- _EXERCISE AIM_: Below this line is a listing that includes pictures. Copy exactly, and only, the lines from the one containing "Write a component" through the one containing "h-10 shrink-0 fill-none"; the pictures do not go in the copy.

- _MATERIAL PROVIDED_:
-----

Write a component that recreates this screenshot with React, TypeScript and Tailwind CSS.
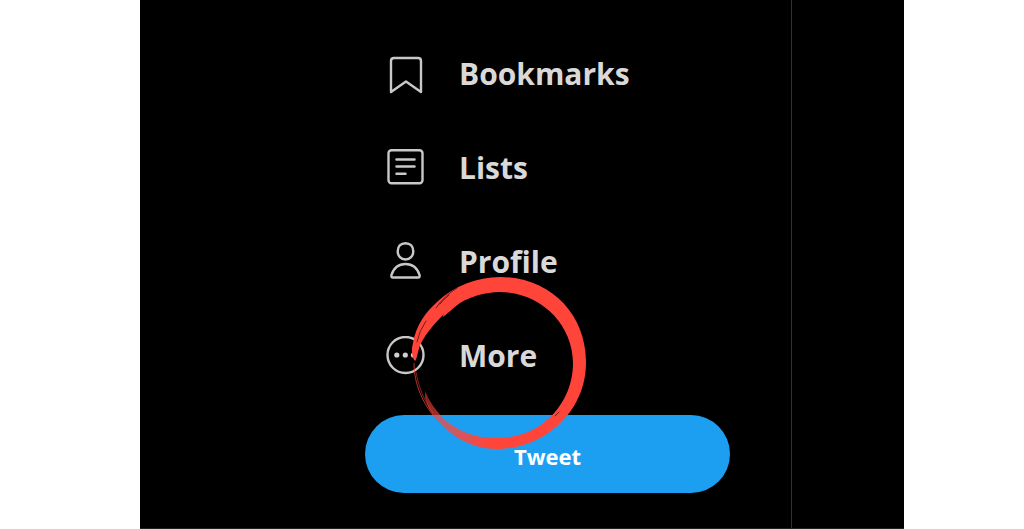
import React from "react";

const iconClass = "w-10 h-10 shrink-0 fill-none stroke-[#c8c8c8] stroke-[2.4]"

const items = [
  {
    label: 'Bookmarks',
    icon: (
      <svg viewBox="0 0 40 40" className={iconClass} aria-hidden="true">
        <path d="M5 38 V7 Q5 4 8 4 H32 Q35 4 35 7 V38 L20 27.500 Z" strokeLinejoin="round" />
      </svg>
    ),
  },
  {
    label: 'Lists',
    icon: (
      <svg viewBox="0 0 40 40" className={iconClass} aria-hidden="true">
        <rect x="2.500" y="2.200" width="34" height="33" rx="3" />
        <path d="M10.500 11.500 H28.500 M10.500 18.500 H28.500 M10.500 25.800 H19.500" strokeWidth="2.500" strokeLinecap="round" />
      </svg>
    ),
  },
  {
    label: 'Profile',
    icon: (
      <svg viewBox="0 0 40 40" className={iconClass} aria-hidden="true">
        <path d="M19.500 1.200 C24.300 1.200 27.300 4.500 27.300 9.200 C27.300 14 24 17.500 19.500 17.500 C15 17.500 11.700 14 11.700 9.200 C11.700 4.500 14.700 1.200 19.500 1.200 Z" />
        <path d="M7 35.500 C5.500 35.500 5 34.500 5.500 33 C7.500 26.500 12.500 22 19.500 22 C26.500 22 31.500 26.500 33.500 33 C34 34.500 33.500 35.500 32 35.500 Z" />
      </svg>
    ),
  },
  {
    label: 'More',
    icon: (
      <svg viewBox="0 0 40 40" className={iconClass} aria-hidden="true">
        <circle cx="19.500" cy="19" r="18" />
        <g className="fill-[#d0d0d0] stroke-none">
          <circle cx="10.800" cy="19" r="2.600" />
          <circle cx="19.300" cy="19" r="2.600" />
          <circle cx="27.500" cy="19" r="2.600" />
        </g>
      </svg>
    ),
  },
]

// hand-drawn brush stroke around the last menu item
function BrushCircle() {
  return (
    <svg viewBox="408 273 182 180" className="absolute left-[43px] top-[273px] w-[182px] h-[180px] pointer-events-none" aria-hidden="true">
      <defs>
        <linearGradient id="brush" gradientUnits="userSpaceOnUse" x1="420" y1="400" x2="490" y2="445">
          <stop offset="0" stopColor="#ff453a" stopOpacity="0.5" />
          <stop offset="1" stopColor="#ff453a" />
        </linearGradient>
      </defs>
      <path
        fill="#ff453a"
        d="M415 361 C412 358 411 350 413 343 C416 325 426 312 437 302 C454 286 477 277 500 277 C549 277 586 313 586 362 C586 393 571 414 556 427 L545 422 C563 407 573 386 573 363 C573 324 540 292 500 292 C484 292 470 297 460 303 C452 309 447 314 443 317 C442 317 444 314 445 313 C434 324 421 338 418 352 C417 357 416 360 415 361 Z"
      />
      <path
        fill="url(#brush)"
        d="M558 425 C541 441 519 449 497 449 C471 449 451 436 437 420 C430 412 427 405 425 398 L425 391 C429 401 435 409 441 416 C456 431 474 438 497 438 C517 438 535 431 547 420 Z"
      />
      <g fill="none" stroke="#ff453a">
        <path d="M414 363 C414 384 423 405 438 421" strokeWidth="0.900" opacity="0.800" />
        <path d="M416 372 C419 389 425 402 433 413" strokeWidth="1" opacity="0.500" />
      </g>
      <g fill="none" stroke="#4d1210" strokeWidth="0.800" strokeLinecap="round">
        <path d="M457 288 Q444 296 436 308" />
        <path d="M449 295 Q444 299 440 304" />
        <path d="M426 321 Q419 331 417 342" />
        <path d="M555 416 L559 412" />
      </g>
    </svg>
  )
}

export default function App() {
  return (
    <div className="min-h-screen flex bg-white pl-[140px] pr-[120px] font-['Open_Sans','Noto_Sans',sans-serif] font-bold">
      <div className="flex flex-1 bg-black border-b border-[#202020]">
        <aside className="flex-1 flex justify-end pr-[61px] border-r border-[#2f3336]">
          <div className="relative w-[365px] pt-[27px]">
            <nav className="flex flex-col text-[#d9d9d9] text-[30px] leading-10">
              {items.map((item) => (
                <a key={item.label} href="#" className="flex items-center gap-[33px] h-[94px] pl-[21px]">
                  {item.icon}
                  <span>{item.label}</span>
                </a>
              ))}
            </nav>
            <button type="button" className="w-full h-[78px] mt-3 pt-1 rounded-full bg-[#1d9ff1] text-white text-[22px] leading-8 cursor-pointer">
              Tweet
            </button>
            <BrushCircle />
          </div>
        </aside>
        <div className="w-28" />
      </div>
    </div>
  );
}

-----

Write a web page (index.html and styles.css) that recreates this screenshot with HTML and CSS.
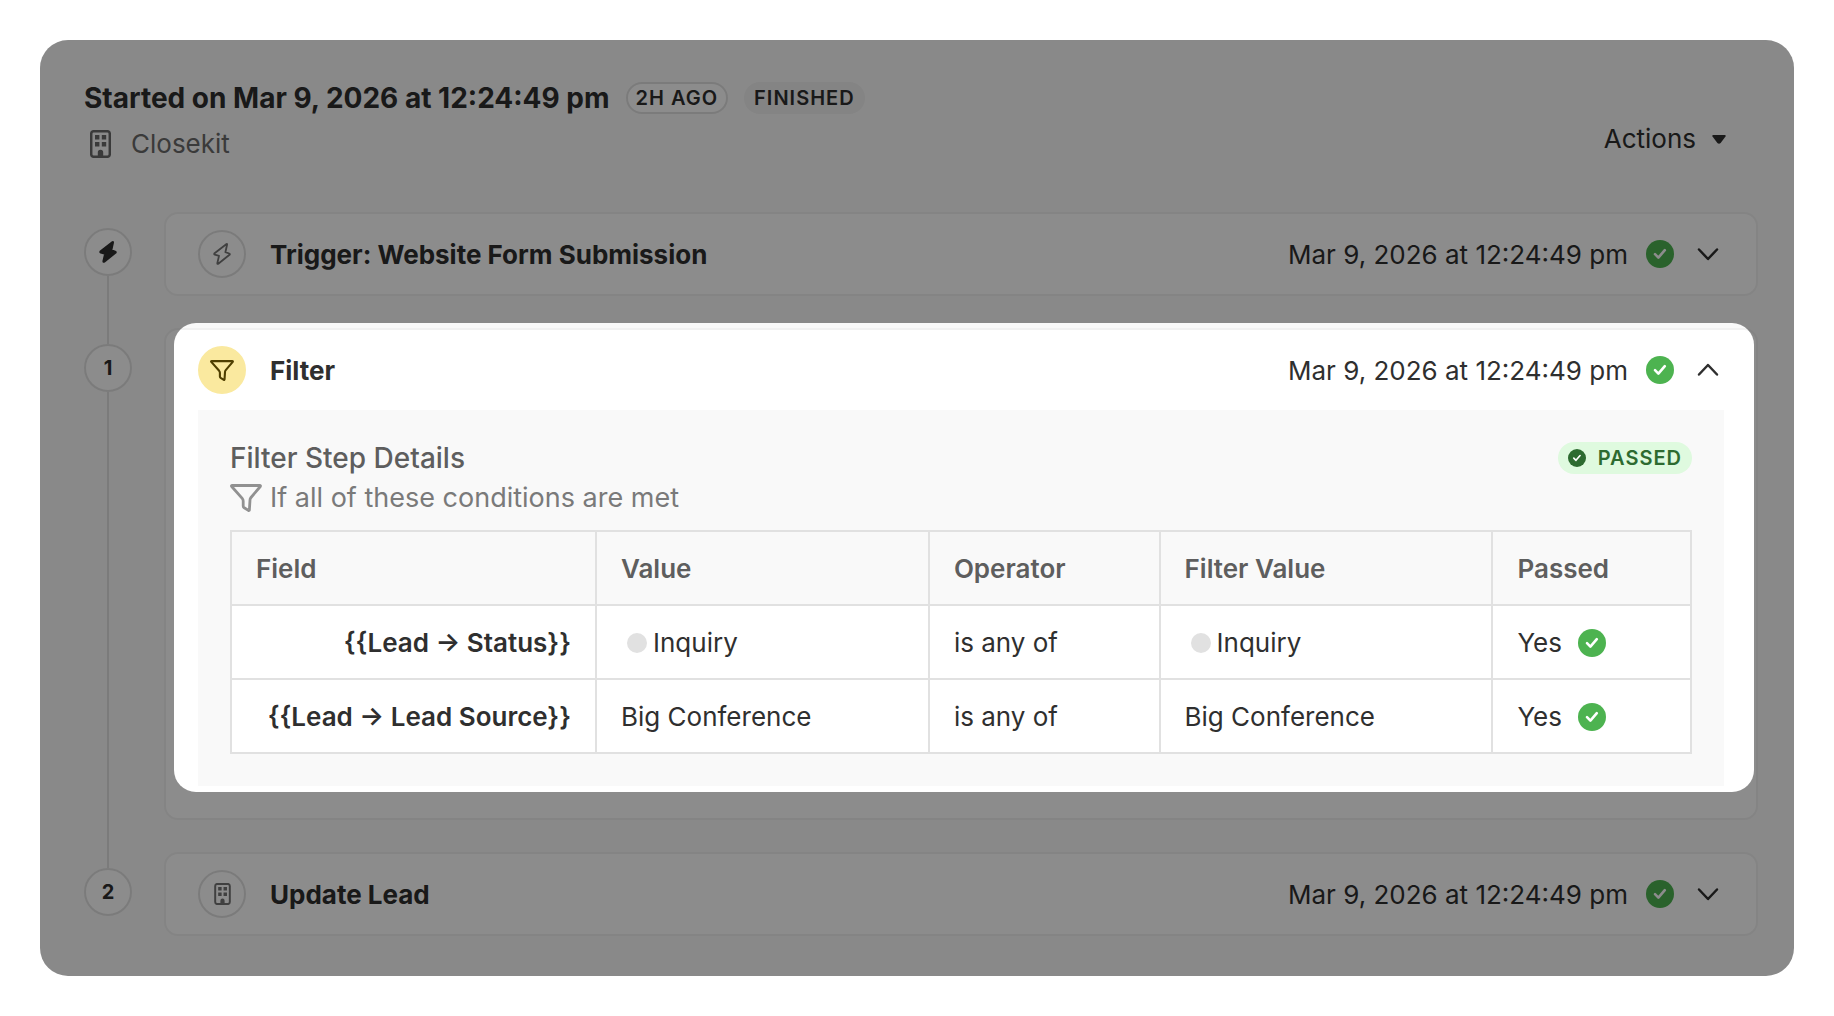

-----

- _TASK RESULT_:
Write a component that recreates this screenshot with React, TypeScript and Tailwind CSS.
import React from "react";

const iconClass = "w-10 h-10 shrink-0 fill-none stroke-[#c8c8c8] stroke-[2.4]"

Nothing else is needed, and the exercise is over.